If you were to picture in your mind what a TV news anchor or reporter looks like, what image immediately pops into your head?
Maybe it’s Walter Cronkite or Katie Couric — or even Ron Burgundy. In 2018 it might be the image of a man or a woman; white, black, Latino, or Asian; young or old. But one thing that image of a TV reporter or anchor probably doesn’t include: a hijab.
That’s because there has never been a full-time broadcast TV reporter in America that has worn a hijab on the air.
That is, until now.
Rahman joins Detroit Today with Stephen Henderson to talk about her path to becoming an on-screen reporter and what it means for her to have broken this barrier in television journalism.

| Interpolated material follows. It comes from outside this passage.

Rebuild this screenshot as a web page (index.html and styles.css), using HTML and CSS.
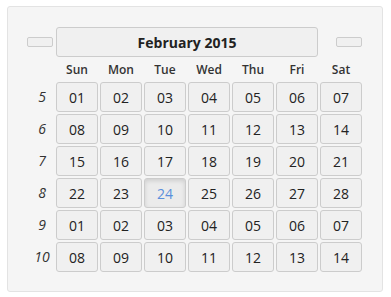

She tells Henderson that her desire to become a journalist began when she was in elementary school, not long after September 11, 2001.
“As an American Muslim child…I dealt with that tragedy in many different ways,” says Rahman. “In the coming weeks and months afterwards I saw, what it felt like to a nine-year-old me, an inaccurate and scary representation of people who look like me and my family members.”
“So, from a very early age I knew I wanted to do something that would help push back on those perceptions, those negative misconceptions.”
Rahman says there has been some negative push-back from viewers since she’s gone on-the-air, but that it’s a “drop in the bucket” compared to the positive feedback she’s received.
“The hijab has become a symbol not only of my religion, but a political symbol,” she says. “When people see this, a lot of different things come to mind and a lot of them are misconceptions.”
“For better or for worse, I think this puts me in a spotlight and makes me vulnerable in a way, because I’m on TV every day. But it also opens up a conversation, and I think that’s where things start, always.”